Herbert Xu <herbert@gondor.apana.org.au> writes:
HX> David Z. Maze <dmaze@debian.org> wrote:
 DZM> deal?  If not, is there some way that I can build at least the
 DZM> i386 modules without installing every flavor of every version of
 DZM> every kernel-source package?
HX> 
HX> There is only one kernel-source package.  However, you can
HX> build-depend on the various kernel-headers packages in order to
HX> build the modules.

I was under the impression that kernel-headers-x.y.z wasn't sufficient 
to build a module.  Is it in fact enough to use the kernel headers to
build the kernel modules from the source package?  How?  (It doesn't
seem like 'make-kpkg modules' would work here.)

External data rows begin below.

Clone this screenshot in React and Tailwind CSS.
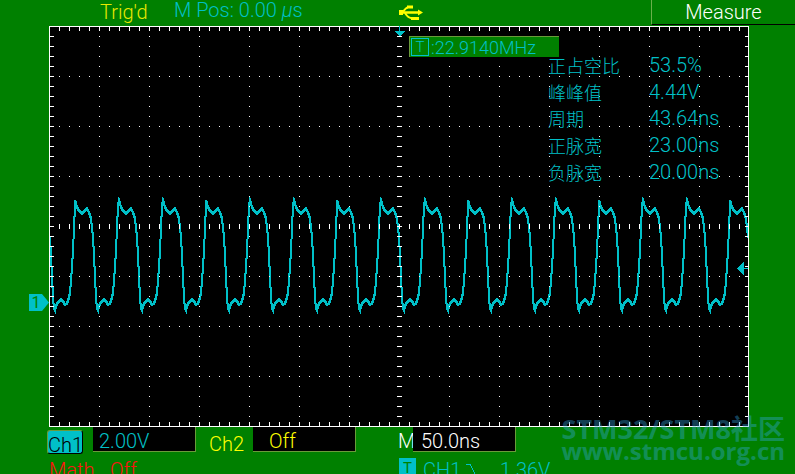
import React from 'react';

const TEAL = '#00c0c8';

// One signal period as [x offset from the peak, y].
const CYCLE = [
  [0, 174], [1, 177], [2, 181], [4, 184], [7, 187], [9, 185], [12, 182], [14, 186],
  [16, 192], [18, 211], [19, 228], [20, 251], [21, 271], [22, 282], [23, 284],
  [24, 279], [26, 276], [29, 273], [31, 275], [33, 278], [35, 277], [37, 271], [38, 266],
  [39, 254], [40, 241], [41, 224], [42, 202], [43, 179],
];

function buildTrace() {
  const pts = [];
  for (let n = -1; n < 16; n += 1) {
    const peak = Math.round(26.4 + n * 43.66);
    CYCLE.forEach(([dx, y]) => {
      const x = peak + dx;
      if (x >= 1 && x <= 699) pts.push(`${x},${y}`);
    });
  }
  return pts.join(' ');
}

function buildGrid() {
  let d = '';
  for (let x = 10; x < 699; x += 10) {
    d += `M${x} 1h1v4h-1zM${x} 396h1v4h-1zM${x} 198h1v5h-1z`;
    for (let y = 50; y < 400; y += 50) if (y !== 200) d += `M${x} ${y}h1v1h-1z`;
  }
  for (let y = 10; y < 400; y += 10) {
    d += `M1 ${y}h4v1h-4zM696 ${y}h3v1h-3zM348 ${y}h5v1h-5z`;
    for (let x = 50; x < 699; x += 50) if (y % 50 !== 0) d += `M${x} ${y}h1v1h-1z`;
  }
  return d;
}

const GRID = buildGrid();
const TRACE = buildTrace();

const MEASURES = [
  ['正占空比', '53.5%'],
  ['峰峰值', '4.44V'],
  ['周期', '43.64ns'],
  ['正脉宽', '23.00ns'],
  ['负脉宽', '20.00ns'],
];

function UsbIcon() {
  return (
    <svg className="block h-4 w-6" viewBox="0 0 24 16" fill="none" stroke="#ffff00" strokeWidth="2" aria-label="USB">
      <path d="M0 5h4v5H0zM19 4.500l5 3-5 3z" fill="#ffff00" stroke="none" />
      <path d="M2 7.500H21" strokeWidth="2.500" />
      <path d="M4 7C6 4 7 2.500 9 2.500M6 8C8 11 9 13 12 13" />
      <path d="M8 2h6M12 13.500h8" strokeWidth="3" />
    </svg>
  );
}

function Graticule() {
  return (
    <svg className="block h-auto w-full" viewBox="0 0 700 401" shapeRendering="crispEdges">
      <rect width="700" height="401" fill="#000" />
      <polyline points={TRACE} fill="none" stroke={TEAL} strokeWidth="2" />
      <polyline points={TRACE} fill="none" stroke={TEAL} strokeWidth="2" transform="translate(0 1)" />
      <path d={GRID} fill="#fff" />
      <path d="M0 0H700V401H0zM1 1V400H699V1z" fill="#fff" fillRule="evenodd" />
      <path d="M345 5h11l-5 5h-1zM350 0h1v6h-1z" fill={TEAL} />
      <path d="M688 242.500l7-7v14zM695 242h4v1h-4z" fill={TEAL} />
    </svg>
  );
}

function ValueBox({ children, className }) {
  return (
    <div className={`h-[25px] w-[103px] border-r border-b border-[#6a9a3a] bg-black leading-7 ${className}`}>
      {children}
    </div>
  );
}

export default function App() {
  return (
    <div className="relative h-screen overflow-hidden bg-[#008000] font-['Roboto','Noto_Sans_CJK_SC',sans-serif] text-[20px] font-light text-[#00c0c8]">
      <header className="flex h-[26px] items-start whitespace-nowrap leading-6">
        <span className="w-[174px] pl-[100px] text-[#e8e800]">Trig'd</span>
        <span className="w-[225px] leading-5">M Pos: 0.00 <i>μ</i>s</span>
        <div className="flex-1 pt-[5px]"><UsbIcon /></div>
        <button type="button" className="h-[25px] w-36 border-b border-l border-b-black border-l-[#6ab04a] text-center font-light text-white">
          Measure
        </button>
      </header>

      <main className="relative mr-[46px] ml-[49px]">
        <Graticule />
        <div className="absolute top-[10px] left-[360px] flex h-[21px] w-[150px] items-center border-t border-l border-[#6a9a3a] bg-[#008000] leading-5">
          <span className="ml-px flex h-[18px] w-[18px] items-center justify-center border border-[#00c0c8] text-[15px]">T</span>
          <span className="ml-[2px] pt-[2px] text-[18px]">:22.9140MHz</span>
        </div>
        <dl className="absolute top-[26px] left-[499px] grid h-[133px] grid-cols-[101px_80px] items-center whitespace-nowrap">
          {MEASURES.map(([name, value]) => (
            <React.Fragment key={name}>
              <dt className="pt-1 text-[18px] leading-[22px]">{name}</dt>
              <dd className="leading-6">{value}</dd>
            </React.Fragment>
          ))}
        </dl>
        <div className="absolute top-[268px] -left-5 h-[17px] w-5">
          <svg className="absolute inset-0" width="20" height="17" viewBox="0 0 20 17"><path d="M0 0H13L20 8.500L13 17H0z" fill={TEAL} /></svg>
          <span className="relative block w-[14px] text-center text-[16px] leading-[18px] font-normal text-[#008000]">1</span>
        </div>
      </main>

      <footer className="whitespace-nowrap">
        <div className="flex h-[31px] items-start">
          <button type="button" className="mt-[3px] ml-[47px] h-6 w-9 rounded-[3px] border border-t-[#6a9a3a] border-r-black border-b-black border-l-[#6a9a3a] bg-[#00c0c8] text-center leading-7 font-light text-black">
            Ch1
          </button>
          <ValueBox className="ml-[10px] pl-[6px]">2.00V</ValueBox>
          <span className="w-[57px] pt-[3px] pl-[13px] leading-7 text-[#ffff00]">Ch2</span>
          <ValueBox className="pl-4 text-[#ffff00]">Off</ValueBox>
          <span className="w-[57px] pl-[42px] leading-7 text-white">M</span>
          <ValueBox className="pl-2 text-white">50.0ns</ValueBox>
        </div>
        <div className="flex items-start leading-6">
          <span className="w-[110px] pl-[49px] text-[#ff1010]">Math</span>
          <span className="w-[289px] text-[#ff1010]">Off</span>
          <span className="flex h-5 w-[17px] items-center justify-center bg-[#00c0c8] text-[15px] font-normal text-[#008000]">T</span>
          <span className="w-[50px] pl-[7px]">CH1</span>
          <svg className="mt-[6px] h-3 w-[10px]" viewBox="0 0 10 12" fill="none" stroke={TEAL} shapeRendering="crispEdges">
            <path d="M0 .5H4L9 9.500" />
          </svg>
          <span className="pl-6">1.36V</span>
        </div>
      </footer>

      <div className="absolute right-[10px] bottom-3 text-right font-['Open_Sans','Noto_Sans_CJK_SC',sans-serif] leading-[22px] font-bold whitespace-nowrap text-[#34a8e4]/40">
        <p className="text-[27px]">STM32/STM8社区</p>
        <p className="text-[24px]">www.stmcu.org.cn</p>
      </div>
    </div>
  );
}
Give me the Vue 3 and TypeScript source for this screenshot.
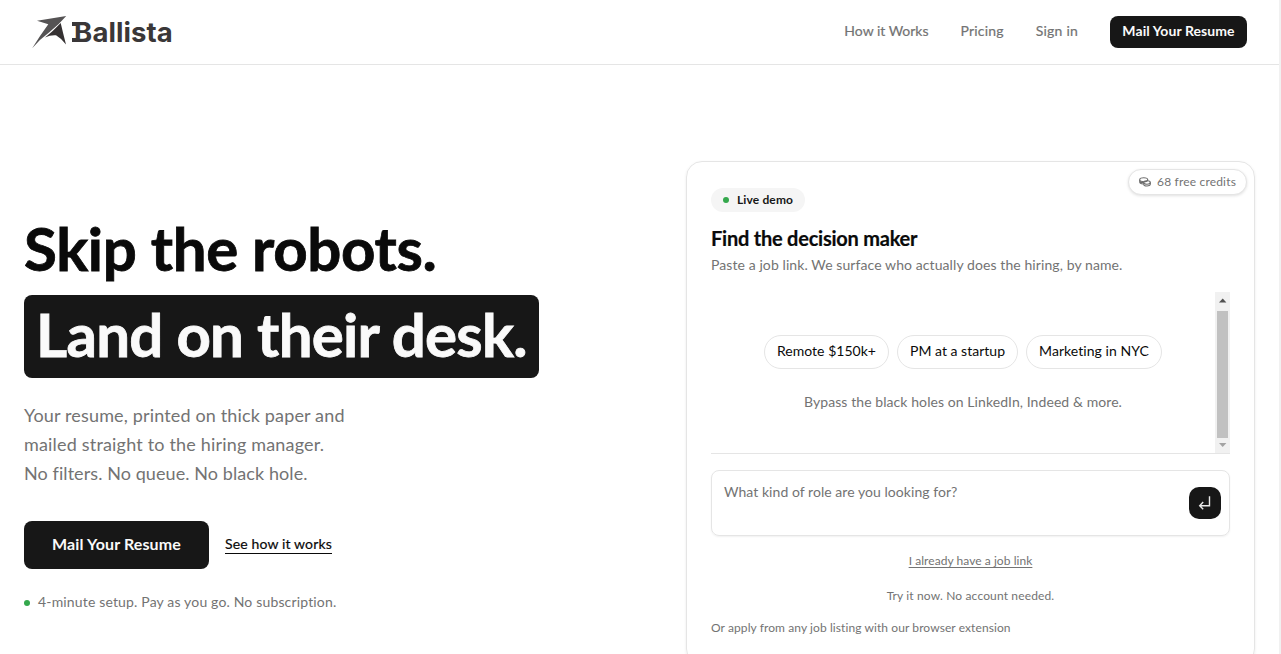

 DZM> (And is there some way to express that I build-depend on either
 DZM> i2c-modules-source or kernel-source for kernel 2.4.0 or newer?
 DZM> I can't think of a good way to do this with the current Debian
 DZM> kernel source setup...)
HX> 
HX> You don't want to do that.  Modules are very peculiar things, you
HX> must always depend on the exact version, e.g.,
HX> kernel-headers-2.4.3-386.

I think I'm really unclear on what you're saying.  So: I have the
lm-sensors source package (lm-sensors.orig.tar.gz, ...diff.gz, and
...dsc).  I unpack it.  Right now, debian/control lists no
dependencies on any kernel headers.  debian/rules builds the
user-space packages, and creates an lm-sensors-source package
containing a tarball which, when unpacked, contains the Debian source
tree needed to build the modules.

The user unpacks the tarball and runs make-kpkg modules.  This builds
the tree in $(MODULES_LOC)/lm-sensors.  That package lists debhelper
in its build dependencies, but nothing else.  (And the issue I alluded 
to here is that you need any 2.4 kernel headers, or i2c-modules-source 
unpacked.)

Is this all correct?  It seems like the best way to go about things in 
the current scheme, though it fails to build per-kernel modules for
the stock kernels...

-- 
David Maze         dmaze@debian.org      http://people.debian.org/~dmaze/
"Theoretical politics is interesting.  Politicking should be illegal."